Occasioned by the publication of What If?: Serious Scientific Answers to Absurd Hypothetical Questions (see review), an outstanding profile of geek hero Randall Munroe in Rolling Stone.

How much code do you write these days?
Surprisingly, more and more. I do a lot of code just to try answer questions for myself, and sometimes the result turns into a comic. One example that did not turn into a comic — not yet, anyway — I downloaded the whole Google Books Ngrams corpus, and made some tools to visualize whether there were patterns in what years were mentioned in what years. In the 1930s, did people talk about 1776 more than in the 1980s? And you have to normalize for a bunch of things: everyone talks about the current year the most, and the number 2000 gets mentioned a lot, but how much of that was people talking about the year 2000?

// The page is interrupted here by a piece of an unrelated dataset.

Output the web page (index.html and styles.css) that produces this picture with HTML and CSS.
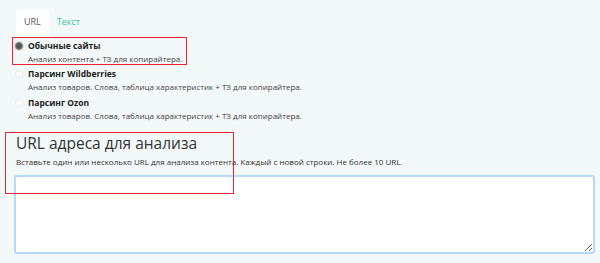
FILE: index.html
```html
<!DOCTYPE html>
<html lang="ru">

<head>
    <meta charset="UTF-8">
    <meta name="viewport" content="width=device-width, initial-scale=1.0">
    <title>Анализ</title>
    <link rel="stylesheet" href="styles.css">
</head>

<body>
    <div class="panel">
        <div class="tabs">
            <span class="tab active">URL</span>
            <span class="tab">Текст</span>
        </div>

        <div class="modes">
            <label class="mode marked">
                <span class="radio checked"></span>
                <span class="mode-text">
                    <b>Обычные сайты</b>
                    <small>Анализ контента + ТЗ для копирайтера.</small>
                </span>
            </label>
            <label class="mode">
                <span class="radio"></span>
                <span class="mode-text">
                    <b>Парсинг Wildberries</b>
                    <small>Анализ товаров. Слова, таблица характеристик + ТЗ для копирайтера.</small>
                </span>
            </label>
            <label class="mode">
                <span class="radio"></span>
                <span class="mode-text">
                    <b>Парсинг Ozon</b>
                    <small>Анализ товаров. Слова, таблица характеристик + ТЗ для копирайтера.</small>
                </span>
            </label>
        </div>

        <div class="urls">
            <div class="urls-head">
                <h2>URL адреса для анализа</h2>
                <p>Вставьте один или несколько URL для анализа контента. Каждый с новой строки. Не более 10 URL.</p>
            </div>
            <div class="marker-box"></div>
            <textarea class="url-input" autofocus></textarea>
        </div>
    </div>
</body>

</html>
```

FILE: styles.css
```css
* {
    margin: 0;
    padding: 0;
    box-sizing: border-box;
}

body {
    width: 600px;
    height: 263px;
    overflow: hidden;
    background-color: #f3f8f9;
    font-family: "Open Sans", "Liberation Sans", sans-serif;
    color: #333;
}

.panel {
    padding: 10px 5px 0 14px;
}

.tabs {
    display: flex;
    margin-left: 2px;
    height: 25px;
}

.tab {
    padding: 0 8px;
    font-size: 9px;
    line-height: 23px;
    color: #3dbfa3;
}

.tab.active {
    background-color: white;
    color: #555;
    border-radius: 3px 3px 0 0;
}

.modes {
    display: flex;
    flex-direction: column;
    gap: 2px;
    margin-top: 3px;
}

.mode {
    display: flex;
    gap: 5px;
    padding: 2px 0 0 1px;
}

.mode.marked {
    width: 173px;
    outline: 1.5px solid #e8242c;
    margin-left: -1px;
    padding-left: 2px;
    height: 26px;
}

.radio {
    flex: none;
    width: 8px;
    height: 8px;
    margin-top: 2px;
    border-radius: 50%;
    background-color: white;
    border: 1px solid #e4e8ea;
}

.radio.checked {
    background-color: #555;
    border-color: #888;
    box-shadow: 0 0 0 1px #ddd;
}

.mode-text {
    display: flex;
    flex-direction: column;
}

.mode-text b {
    font-size: 8.5px;
    line-height: 12px;
    color: #222;
}

.mode-text small {
    font-size: 8px;
    line-height: 13px;
    color: #444;
}

.urls {
    position: relative;
    margin-top: 10px;
}

.urls-head {
    padding-left: 2px;
}

.urls h2 {
    font-weight: normal;
    font-size: 15.5px;
    line-height: 22px;
    color: #333;
}

.urls p {
    font-size: 8px;
    line-height: 12px;
    color: #333;
    margin-top: 2px;
}

.marker-box {
    position: absolute;
    left: -9px;
    top: 0;
    width: 229px;
    height: 62px;
    border: 1.5px solid #e8242c;
    pointer-events: none;
}

.url-input {
    display: block;
    width: 581px;
    height: 79px;
    margin-top: 7px;
    padding: 3px 5px;
    border: 2px solid #b6d9fb;
    border-radius: 3px;
    background-color: white;
    font-family: "Open Sans", sans-serif;
    font-size: 10px;
    outline: none;
    resize: vertical;
}
```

I wasn't able to extract a good enough signal from that noise, but I found patterns of mentions of future years in unexpected places. In the 1930s, there was a string of mentions of the 1980s. That seemed weird to me — why are people in the Thirties talking about 50 years in the future? And it was specifically 50 years — 1932 would mention the early 1980s a lot — but the pattern didn't continue in the Forties. I started seeing other ghosts like this that were kind of inexplicable, and then I realized I was seeing OCR text recognition errors, where the 3 was misread as an 8. This was a really effective method to spot the flaws in the text recognition engine they were using. Which was cool, but wasn't I was looking for. I wrote quite a bit of code in the process, making a useful graphic that I could explore. That was a hundred lines of Python, at least, and a couple of afternoons. I do that kind of thing a lot, and occasionally it turns into a comic.